Exercise directions:
Every line containing the word "with" needs to be found and copied.

Records for this task:
──────────────────────────────
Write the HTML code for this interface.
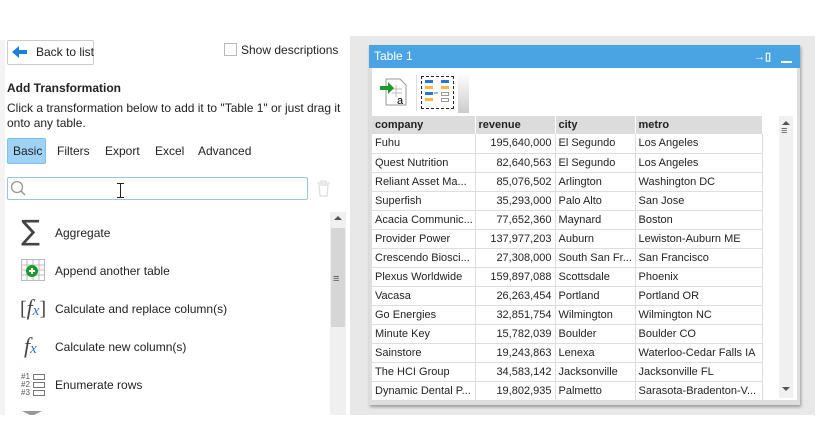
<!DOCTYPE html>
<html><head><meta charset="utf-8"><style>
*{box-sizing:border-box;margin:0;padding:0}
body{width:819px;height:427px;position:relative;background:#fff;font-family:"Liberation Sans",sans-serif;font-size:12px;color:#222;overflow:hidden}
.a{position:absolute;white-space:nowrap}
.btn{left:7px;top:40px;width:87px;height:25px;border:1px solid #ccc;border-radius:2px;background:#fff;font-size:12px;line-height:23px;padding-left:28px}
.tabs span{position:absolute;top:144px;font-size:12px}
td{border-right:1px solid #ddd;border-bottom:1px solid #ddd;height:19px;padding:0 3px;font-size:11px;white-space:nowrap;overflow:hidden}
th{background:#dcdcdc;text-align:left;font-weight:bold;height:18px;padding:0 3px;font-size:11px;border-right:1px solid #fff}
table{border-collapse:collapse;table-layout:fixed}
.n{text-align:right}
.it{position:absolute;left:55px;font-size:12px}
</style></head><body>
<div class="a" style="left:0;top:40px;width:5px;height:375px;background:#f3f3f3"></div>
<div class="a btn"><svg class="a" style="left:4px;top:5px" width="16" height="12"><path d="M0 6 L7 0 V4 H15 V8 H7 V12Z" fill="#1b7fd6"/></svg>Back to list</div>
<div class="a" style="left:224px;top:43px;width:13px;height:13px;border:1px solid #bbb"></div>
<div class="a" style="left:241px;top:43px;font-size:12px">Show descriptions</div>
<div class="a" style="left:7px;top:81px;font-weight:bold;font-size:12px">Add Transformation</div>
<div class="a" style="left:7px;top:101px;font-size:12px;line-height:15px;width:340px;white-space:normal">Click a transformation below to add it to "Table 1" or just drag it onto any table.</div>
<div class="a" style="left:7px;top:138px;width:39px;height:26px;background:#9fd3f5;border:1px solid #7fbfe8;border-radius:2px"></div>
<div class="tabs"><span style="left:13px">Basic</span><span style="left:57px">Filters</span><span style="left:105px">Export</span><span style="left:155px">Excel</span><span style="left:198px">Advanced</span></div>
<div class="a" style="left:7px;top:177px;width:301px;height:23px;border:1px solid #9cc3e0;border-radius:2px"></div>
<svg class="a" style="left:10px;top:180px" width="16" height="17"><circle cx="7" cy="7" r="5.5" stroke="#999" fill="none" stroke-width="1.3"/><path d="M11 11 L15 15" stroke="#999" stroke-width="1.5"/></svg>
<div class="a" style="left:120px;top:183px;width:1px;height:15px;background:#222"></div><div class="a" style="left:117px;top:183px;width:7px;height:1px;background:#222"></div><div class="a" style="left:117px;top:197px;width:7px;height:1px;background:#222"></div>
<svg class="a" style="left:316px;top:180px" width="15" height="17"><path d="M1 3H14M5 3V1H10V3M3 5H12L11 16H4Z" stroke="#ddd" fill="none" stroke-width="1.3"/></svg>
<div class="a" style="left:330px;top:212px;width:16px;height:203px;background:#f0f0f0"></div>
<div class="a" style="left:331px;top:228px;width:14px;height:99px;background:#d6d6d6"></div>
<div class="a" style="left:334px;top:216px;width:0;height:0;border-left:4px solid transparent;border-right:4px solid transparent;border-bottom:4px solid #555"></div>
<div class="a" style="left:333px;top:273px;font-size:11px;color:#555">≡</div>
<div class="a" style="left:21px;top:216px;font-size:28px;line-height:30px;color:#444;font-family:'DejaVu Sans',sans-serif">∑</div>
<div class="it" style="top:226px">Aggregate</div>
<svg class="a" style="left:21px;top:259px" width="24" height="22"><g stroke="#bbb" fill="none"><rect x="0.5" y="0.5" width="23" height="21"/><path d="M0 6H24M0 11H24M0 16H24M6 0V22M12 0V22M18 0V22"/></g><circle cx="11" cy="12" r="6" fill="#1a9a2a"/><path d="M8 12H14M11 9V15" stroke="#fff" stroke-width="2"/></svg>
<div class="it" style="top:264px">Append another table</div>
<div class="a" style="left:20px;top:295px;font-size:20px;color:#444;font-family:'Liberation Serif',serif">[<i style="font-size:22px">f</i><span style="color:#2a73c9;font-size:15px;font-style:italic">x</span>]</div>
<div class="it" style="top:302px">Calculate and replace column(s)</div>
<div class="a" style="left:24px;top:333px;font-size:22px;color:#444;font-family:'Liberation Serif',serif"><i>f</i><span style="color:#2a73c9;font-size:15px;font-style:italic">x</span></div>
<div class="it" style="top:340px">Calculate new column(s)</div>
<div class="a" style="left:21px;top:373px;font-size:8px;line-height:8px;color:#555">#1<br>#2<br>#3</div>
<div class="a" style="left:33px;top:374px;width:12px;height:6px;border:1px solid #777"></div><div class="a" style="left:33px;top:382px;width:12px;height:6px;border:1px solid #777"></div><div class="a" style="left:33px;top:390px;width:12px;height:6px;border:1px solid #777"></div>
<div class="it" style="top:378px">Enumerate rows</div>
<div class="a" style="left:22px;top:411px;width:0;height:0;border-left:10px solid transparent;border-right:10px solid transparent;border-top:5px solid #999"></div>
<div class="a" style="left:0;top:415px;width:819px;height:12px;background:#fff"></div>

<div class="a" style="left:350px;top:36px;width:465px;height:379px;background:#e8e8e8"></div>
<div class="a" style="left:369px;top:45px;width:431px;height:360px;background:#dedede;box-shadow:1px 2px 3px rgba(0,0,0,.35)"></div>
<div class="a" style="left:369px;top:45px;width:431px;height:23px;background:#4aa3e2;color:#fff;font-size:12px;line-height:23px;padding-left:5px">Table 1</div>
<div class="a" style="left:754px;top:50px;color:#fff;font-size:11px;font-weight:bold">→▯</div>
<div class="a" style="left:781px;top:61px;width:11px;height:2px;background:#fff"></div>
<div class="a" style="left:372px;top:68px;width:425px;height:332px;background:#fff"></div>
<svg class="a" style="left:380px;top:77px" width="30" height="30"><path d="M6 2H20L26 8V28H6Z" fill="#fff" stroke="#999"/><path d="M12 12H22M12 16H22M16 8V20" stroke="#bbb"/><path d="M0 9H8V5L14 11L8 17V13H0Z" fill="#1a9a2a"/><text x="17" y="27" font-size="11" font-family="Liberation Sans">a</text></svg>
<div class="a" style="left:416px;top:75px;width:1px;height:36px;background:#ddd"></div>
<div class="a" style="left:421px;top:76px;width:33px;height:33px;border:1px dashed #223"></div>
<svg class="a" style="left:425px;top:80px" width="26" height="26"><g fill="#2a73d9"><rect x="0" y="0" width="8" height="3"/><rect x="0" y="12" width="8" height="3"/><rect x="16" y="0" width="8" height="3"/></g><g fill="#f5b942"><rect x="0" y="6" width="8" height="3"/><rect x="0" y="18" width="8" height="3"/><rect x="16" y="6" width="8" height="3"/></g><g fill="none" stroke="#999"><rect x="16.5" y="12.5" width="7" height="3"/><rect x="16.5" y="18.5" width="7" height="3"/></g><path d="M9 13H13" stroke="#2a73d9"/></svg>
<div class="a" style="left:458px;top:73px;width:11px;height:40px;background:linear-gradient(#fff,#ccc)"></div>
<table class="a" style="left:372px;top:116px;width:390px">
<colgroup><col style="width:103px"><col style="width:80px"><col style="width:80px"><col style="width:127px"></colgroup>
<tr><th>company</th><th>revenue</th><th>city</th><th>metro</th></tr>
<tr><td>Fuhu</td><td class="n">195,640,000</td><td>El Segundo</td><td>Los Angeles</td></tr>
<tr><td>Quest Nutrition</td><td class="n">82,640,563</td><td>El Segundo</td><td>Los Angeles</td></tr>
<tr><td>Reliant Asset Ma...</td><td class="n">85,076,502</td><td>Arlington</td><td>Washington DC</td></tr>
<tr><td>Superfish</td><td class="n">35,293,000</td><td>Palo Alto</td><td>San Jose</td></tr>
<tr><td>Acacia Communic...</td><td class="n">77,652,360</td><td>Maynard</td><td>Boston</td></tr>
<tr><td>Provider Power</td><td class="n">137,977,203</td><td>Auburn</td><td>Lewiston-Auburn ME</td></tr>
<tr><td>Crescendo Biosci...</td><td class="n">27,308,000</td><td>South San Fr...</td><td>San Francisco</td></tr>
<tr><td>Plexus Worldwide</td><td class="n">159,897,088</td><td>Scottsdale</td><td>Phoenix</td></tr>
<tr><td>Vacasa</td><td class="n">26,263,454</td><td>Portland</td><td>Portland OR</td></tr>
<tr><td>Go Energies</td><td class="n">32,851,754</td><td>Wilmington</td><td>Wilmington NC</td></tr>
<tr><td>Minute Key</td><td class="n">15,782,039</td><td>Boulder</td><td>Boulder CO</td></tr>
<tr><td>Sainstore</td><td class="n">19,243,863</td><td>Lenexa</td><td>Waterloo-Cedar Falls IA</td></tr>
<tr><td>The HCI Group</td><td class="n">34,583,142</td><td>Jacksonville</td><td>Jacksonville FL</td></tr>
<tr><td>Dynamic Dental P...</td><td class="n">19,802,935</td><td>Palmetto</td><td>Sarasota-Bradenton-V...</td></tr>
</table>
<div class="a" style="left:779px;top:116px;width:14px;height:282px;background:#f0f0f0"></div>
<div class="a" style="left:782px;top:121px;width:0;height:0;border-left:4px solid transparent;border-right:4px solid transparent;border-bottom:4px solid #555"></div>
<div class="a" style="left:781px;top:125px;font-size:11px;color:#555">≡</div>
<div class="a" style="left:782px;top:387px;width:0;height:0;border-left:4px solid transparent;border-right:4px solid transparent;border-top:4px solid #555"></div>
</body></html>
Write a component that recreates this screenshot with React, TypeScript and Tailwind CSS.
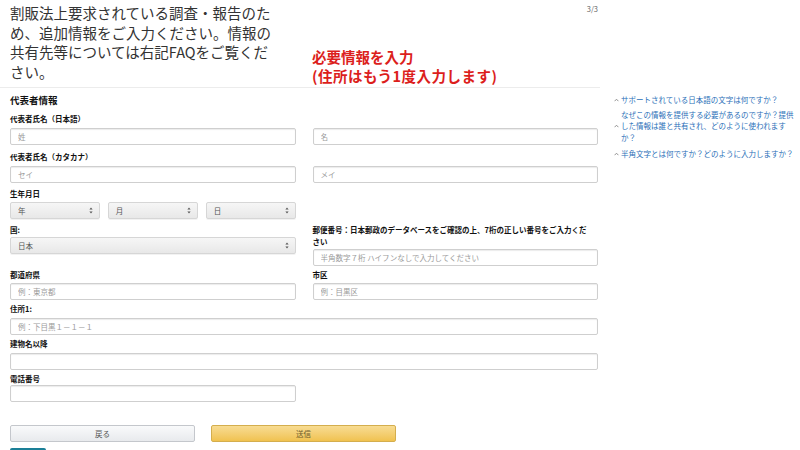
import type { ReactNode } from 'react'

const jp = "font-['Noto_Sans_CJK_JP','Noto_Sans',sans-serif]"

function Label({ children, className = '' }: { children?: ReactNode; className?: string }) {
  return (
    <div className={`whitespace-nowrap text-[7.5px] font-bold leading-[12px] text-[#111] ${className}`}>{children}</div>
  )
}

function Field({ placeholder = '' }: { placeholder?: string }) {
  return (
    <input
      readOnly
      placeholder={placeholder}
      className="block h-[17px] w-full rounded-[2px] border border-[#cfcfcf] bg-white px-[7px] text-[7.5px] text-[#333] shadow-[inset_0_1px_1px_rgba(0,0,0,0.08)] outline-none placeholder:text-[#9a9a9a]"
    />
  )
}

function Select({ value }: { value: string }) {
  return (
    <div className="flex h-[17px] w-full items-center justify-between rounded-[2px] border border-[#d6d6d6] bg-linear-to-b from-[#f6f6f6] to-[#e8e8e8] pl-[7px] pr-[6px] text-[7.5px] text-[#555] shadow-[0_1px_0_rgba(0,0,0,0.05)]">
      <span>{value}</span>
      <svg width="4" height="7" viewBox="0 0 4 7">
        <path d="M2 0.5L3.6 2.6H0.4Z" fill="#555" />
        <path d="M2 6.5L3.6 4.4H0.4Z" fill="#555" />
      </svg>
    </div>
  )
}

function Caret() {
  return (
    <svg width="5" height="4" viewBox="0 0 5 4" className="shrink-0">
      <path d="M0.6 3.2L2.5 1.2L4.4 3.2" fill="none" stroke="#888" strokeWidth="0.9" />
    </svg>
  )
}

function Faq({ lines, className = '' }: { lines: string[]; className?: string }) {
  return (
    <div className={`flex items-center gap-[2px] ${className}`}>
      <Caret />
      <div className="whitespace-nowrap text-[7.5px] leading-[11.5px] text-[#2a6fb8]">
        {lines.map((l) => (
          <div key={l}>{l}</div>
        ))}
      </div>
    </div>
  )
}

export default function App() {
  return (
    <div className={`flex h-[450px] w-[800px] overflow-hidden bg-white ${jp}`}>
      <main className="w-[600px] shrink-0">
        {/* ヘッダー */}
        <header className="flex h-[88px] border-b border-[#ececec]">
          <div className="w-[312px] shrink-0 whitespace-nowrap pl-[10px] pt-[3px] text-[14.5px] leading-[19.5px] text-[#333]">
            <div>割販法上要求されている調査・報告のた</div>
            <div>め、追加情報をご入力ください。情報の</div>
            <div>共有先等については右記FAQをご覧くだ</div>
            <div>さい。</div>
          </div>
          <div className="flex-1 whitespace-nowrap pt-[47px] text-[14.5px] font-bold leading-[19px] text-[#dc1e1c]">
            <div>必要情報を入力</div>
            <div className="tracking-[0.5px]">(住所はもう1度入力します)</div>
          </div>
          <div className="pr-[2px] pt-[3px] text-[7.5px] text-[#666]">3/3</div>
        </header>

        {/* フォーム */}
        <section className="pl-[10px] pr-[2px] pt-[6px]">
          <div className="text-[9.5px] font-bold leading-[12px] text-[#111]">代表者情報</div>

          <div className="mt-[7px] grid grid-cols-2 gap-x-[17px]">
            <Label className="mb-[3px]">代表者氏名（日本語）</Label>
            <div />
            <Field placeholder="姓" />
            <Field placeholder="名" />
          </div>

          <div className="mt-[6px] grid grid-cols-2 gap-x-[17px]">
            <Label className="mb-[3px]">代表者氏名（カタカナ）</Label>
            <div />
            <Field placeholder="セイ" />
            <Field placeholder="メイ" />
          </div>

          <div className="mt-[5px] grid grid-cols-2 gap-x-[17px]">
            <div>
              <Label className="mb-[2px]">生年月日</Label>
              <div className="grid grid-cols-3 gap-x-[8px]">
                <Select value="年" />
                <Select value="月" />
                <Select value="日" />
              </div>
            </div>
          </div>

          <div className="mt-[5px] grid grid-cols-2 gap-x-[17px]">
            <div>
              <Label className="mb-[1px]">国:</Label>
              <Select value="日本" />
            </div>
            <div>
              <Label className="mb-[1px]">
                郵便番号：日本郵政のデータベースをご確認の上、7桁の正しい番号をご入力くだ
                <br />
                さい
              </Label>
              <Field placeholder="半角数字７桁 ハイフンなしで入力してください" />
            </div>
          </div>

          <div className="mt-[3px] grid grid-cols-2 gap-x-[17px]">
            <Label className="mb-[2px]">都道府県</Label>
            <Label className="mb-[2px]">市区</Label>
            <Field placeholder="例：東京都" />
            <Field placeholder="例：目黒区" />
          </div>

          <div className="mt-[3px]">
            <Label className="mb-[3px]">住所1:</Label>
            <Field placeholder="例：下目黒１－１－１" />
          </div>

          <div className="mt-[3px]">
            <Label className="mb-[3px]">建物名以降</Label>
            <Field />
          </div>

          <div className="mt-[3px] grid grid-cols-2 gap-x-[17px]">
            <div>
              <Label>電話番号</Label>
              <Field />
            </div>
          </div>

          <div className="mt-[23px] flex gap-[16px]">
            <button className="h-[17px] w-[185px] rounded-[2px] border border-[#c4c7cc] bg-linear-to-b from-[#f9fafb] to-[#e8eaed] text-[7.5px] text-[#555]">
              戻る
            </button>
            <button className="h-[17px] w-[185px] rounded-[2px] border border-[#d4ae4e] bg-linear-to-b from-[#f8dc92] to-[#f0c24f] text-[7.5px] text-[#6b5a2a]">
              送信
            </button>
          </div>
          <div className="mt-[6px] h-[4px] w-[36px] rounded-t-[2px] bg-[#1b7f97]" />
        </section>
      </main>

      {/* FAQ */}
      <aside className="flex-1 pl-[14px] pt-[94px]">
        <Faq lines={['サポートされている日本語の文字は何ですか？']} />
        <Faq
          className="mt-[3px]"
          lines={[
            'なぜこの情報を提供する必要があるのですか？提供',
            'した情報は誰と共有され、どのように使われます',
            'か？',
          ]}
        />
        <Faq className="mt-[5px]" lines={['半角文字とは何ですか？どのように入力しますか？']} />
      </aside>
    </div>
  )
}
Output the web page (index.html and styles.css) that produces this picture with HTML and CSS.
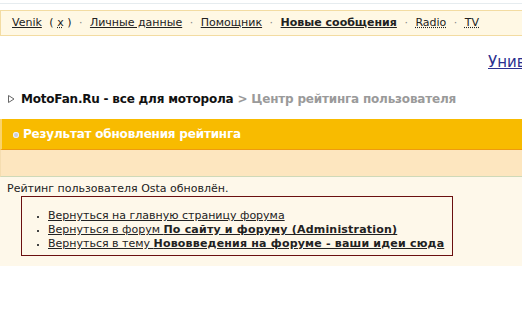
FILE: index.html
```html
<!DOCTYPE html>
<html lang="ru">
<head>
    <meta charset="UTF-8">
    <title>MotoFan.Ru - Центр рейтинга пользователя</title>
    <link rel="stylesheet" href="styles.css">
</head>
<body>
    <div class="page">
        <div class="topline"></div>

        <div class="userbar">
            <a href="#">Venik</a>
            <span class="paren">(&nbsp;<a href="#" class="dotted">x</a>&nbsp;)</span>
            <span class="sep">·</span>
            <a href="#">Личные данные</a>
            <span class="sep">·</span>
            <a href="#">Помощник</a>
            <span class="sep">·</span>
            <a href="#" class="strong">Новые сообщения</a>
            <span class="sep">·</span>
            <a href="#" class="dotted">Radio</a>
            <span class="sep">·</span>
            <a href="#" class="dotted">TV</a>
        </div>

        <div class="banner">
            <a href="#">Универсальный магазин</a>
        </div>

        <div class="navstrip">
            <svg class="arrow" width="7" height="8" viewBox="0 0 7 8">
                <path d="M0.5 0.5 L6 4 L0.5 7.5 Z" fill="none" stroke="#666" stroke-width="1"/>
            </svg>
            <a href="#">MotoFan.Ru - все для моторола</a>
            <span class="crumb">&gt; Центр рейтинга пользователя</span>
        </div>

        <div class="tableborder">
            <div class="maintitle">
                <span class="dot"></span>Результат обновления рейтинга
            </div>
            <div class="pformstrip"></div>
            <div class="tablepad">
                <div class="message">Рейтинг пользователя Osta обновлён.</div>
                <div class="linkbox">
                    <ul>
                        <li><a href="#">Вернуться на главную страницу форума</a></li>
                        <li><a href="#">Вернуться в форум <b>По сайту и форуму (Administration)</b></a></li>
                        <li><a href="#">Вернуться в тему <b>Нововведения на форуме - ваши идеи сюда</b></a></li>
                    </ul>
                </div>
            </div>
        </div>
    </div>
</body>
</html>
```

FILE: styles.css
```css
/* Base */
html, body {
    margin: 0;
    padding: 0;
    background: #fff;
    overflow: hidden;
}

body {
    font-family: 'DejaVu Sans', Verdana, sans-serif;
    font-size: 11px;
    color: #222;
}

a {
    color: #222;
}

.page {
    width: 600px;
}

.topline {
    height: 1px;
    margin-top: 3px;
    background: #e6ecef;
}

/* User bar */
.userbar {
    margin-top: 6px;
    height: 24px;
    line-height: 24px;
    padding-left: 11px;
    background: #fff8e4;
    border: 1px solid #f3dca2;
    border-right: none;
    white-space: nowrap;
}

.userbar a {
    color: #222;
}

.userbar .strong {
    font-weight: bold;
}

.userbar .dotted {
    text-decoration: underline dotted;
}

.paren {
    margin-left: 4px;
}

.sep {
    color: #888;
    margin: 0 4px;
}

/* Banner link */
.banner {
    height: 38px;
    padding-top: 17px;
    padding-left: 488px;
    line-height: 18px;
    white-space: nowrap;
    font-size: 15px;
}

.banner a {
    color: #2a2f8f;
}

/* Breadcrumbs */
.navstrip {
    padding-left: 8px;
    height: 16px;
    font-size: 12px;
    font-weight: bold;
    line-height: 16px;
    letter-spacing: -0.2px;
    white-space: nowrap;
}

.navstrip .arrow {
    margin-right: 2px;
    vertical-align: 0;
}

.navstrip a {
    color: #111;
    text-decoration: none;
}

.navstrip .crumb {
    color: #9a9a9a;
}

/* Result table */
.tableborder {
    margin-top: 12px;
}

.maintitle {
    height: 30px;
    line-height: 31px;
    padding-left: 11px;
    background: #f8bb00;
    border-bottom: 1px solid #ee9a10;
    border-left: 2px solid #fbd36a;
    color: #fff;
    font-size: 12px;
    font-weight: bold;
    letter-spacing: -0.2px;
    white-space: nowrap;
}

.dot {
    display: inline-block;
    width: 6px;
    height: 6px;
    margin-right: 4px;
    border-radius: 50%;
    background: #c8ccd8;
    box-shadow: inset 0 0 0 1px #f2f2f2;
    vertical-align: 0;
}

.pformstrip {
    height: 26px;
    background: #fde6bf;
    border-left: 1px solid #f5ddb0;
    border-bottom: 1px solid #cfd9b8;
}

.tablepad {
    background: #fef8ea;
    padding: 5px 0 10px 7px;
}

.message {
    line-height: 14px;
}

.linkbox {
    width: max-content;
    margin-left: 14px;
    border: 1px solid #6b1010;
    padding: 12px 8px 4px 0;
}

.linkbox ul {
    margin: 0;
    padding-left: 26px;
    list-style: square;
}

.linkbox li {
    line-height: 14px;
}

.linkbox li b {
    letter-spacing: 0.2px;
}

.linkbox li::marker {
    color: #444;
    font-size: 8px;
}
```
──────────────────────────────
The solution:
Write a component that recreates this screenshot with React, TypeScript and Tailwind CSS.
Output the web page (index.html and styles.css) that produces this picture with HTML and CSS.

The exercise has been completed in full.